### Written task
Only lines with the string "styles" matter here; gather them from the material below.

┌──

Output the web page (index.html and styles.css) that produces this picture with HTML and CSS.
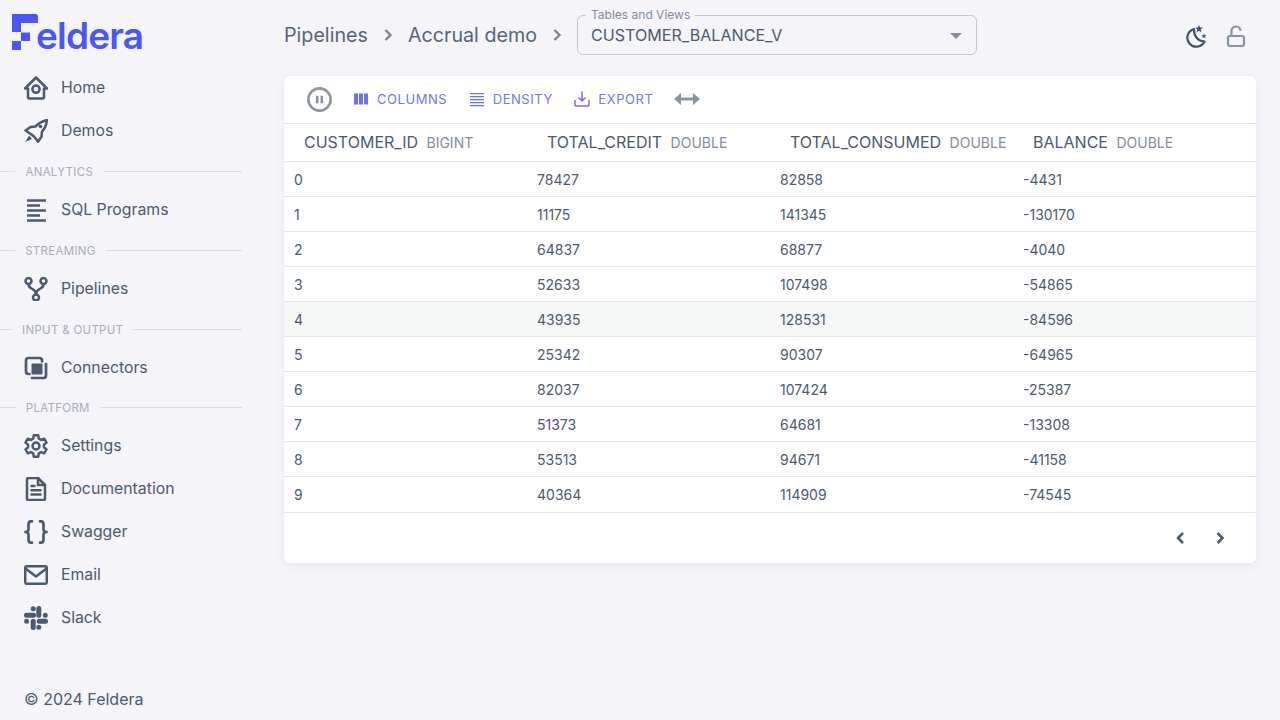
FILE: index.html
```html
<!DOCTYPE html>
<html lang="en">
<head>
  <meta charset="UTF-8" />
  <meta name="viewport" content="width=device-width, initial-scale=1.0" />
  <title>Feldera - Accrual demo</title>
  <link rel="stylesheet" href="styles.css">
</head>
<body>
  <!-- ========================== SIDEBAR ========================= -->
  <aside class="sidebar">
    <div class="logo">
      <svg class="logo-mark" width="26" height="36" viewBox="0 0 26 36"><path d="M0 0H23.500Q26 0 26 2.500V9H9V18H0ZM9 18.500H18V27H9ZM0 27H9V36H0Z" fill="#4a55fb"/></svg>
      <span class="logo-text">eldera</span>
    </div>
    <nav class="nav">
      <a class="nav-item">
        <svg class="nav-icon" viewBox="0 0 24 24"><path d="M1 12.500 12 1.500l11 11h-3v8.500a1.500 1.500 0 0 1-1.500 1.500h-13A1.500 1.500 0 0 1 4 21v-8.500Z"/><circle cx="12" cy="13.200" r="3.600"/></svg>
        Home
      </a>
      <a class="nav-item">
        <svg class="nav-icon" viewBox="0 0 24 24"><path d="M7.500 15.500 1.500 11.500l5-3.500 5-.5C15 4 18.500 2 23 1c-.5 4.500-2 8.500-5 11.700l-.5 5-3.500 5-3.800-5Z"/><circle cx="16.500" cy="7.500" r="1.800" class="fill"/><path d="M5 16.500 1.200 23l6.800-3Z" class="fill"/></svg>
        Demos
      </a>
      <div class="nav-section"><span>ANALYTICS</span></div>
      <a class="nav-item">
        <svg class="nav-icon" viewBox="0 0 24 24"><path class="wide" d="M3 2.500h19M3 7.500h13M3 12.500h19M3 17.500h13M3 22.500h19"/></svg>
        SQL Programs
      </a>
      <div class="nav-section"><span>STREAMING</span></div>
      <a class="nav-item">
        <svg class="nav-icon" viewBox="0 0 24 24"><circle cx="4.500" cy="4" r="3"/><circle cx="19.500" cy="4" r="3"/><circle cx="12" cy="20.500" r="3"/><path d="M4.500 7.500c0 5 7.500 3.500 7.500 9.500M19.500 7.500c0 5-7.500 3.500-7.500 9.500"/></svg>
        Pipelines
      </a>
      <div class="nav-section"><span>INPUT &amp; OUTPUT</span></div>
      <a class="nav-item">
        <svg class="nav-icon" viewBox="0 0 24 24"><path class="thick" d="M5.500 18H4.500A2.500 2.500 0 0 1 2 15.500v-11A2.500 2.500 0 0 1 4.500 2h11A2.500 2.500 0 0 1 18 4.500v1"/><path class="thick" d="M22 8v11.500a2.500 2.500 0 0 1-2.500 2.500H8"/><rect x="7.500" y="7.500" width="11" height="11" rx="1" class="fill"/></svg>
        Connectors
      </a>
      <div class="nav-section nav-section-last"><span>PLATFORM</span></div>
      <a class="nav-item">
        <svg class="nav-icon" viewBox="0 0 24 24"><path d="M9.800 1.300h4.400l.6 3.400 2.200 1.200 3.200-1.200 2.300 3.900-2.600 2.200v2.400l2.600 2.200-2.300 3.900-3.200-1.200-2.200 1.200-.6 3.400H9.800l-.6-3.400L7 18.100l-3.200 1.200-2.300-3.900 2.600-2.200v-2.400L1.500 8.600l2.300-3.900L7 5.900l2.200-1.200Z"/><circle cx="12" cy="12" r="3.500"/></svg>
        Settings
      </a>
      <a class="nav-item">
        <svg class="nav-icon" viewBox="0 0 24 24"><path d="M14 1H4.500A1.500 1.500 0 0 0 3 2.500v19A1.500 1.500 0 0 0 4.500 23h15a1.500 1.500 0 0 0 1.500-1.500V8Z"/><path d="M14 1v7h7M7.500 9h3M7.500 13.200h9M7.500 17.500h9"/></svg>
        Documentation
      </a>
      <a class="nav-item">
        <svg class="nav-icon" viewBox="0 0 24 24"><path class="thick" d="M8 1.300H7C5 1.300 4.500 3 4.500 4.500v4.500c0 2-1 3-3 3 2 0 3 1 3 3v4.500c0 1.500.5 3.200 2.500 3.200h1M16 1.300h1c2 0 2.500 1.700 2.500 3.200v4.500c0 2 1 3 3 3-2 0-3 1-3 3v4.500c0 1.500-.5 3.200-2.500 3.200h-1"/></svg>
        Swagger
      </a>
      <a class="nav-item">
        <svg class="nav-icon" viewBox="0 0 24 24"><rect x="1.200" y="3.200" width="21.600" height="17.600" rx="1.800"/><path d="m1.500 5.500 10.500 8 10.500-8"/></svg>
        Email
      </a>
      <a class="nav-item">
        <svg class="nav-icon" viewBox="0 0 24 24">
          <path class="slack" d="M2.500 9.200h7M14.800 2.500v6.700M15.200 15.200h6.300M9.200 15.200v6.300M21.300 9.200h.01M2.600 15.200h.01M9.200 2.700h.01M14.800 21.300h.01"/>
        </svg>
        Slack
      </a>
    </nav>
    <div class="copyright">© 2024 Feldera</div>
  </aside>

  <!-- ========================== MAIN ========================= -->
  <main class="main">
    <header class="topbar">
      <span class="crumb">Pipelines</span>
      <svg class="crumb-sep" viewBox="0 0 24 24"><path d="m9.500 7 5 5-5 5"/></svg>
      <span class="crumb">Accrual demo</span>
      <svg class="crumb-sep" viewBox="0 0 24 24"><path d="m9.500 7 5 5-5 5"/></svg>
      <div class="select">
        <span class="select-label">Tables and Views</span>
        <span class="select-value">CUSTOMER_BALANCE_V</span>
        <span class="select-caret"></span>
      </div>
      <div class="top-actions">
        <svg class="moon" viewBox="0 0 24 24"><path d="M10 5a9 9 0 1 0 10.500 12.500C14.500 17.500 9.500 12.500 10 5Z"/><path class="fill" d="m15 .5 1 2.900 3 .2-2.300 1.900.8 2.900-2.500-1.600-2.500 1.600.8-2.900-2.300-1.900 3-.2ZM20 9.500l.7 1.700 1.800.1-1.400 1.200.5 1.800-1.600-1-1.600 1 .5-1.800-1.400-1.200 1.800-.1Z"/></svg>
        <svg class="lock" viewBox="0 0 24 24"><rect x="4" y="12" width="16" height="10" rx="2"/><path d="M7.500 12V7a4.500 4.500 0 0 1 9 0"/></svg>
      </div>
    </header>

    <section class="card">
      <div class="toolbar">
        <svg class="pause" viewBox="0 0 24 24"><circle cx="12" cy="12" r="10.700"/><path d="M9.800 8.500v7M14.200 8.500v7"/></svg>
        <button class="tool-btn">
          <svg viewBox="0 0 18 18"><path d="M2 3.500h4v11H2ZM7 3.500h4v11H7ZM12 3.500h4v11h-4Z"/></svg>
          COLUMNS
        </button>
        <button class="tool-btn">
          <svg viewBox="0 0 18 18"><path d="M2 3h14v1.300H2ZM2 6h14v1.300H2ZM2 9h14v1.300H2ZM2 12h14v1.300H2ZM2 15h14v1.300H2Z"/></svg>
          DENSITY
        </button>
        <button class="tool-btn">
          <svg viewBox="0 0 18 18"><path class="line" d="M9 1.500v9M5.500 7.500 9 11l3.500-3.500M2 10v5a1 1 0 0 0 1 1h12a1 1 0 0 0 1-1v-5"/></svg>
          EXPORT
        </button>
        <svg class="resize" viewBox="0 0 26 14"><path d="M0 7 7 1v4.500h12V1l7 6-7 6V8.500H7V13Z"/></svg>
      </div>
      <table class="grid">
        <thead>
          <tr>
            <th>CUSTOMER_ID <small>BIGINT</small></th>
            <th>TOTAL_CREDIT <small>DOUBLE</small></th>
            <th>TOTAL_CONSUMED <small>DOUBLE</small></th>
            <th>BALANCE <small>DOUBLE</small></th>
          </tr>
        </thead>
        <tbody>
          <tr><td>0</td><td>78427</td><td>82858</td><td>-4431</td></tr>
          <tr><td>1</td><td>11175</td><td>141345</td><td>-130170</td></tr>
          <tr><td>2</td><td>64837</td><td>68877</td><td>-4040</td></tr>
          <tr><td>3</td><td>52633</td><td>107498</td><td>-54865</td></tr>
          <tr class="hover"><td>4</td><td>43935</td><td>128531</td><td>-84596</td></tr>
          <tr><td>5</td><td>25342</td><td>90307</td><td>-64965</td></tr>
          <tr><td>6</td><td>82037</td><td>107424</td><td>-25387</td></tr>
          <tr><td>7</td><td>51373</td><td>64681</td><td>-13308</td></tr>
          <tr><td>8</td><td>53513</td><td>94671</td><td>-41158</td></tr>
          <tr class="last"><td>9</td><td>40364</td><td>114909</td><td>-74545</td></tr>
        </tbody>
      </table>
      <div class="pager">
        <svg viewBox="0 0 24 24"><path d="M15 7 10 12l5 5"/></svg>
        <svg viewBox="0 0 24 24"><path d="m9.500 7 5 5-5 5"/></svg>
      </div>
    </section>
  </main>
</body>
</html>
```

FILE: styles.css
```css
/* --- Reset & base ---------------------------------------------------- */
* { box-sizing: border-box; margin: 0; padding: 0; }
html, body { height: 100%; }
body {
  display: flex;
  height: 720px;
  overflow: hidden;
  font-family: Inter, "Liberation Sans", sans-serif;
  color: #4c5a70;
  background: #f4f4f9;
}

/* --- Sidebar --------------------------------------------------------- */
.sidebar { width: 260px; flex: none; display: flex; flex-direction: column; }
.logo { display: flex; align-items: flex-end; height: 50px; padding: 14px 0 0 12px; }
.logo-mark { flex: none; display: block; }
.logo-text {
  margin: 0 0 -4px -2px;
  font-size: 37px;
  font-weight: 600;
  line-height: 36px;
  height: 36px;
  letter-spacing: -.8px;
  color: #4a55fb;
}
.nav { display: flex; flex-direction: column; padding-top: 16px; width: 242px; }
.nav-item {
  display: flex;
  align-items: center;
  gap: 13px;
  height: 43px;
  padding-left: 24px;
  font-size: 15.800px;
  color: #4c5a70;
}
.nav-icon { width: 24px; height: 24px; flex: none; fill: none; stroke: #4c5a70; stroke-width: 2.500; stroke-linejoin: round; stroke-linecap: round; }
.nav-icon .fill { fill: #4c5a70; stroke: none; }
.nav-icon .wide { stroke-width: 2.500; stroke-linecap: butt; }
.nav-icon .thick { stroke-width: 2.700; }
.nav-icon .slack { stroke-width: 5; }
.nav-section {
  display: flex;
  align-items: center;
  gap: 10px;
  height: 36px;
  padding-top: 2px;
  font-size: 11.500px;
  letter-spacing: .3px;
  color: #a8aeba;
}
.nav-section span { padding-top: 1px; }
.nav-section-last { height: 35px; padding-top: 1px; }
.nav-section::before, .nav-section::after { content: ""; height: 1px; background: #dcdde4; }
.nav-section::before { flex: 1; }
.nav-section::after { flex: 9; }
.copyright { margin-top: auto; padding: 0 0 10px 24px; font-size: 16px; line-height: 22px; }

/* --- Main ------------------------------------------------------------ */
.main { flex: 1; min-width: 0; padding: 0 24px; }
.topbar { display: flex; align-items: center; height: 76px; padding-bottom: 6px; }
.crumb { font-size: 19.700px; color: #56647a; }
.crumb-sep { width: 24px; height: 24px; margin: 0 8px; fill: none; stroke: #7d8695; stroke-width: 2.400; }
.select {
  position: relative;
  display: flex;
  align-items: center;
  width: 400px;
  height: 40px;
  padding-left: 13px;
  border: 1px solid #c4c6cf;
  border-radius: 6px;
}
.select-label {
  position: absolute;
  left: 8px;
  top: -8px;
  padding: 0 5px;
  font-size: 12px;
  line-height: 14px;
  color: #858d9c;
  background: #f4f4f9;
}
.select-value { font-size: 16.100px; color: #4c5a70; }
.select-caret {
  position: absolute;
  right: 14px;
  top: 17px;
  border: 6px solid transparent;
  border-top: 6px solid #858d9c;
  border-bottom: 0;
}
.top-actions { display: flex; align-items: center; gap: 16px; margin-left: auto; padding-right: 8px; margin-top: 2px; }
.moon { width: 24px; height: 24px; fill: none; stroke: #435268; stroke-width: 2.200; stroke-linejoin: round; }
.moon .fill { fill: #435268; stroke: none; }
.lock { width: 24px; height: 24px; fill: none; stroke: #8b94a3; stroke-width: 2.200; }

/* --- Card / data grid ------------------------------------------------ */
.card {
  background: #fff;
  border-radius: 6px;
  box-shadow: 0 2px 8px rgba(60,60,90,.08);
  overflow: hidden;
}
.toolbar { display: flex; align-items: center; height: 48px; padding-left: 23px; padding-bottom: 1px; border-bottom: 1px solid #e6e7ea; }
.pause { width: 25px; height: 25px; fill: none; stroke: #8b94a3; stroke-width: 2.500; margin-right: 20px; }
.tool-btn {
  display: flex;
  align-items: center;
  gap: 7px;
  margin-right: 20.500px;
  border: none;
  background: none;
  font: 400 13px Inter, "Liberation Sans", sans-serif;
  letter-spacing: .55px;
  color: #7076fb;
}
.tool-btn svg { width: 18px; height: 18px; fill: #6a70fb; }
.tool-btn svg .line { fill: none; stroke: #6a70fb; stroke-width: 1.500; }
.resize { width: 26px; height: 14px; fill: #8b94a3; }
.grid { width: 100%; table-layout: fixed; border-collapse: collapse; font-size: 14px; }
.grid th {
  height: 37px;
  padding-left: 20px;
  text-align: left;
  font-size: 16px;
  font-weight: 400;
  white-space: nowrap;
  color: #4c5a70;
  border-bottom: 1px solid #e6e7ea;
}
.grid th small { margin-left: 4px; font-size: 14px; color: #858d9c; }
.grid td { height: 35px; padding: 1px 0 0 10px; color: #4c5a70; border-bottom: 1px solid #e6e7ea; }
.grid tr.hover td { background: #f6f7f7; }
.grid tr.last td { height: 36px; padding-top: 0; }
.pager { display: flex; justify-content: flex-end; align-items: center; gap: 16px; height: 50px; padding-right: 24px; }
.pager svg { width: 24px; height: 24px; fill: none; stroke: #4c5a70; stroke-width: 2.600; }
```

└──

### Exercise answer
Output the web page (index.html and styles.css) that produces this picture with HTML and CSS.
  <link rel="stylesheet" href="styles.css">
FILE: styles.css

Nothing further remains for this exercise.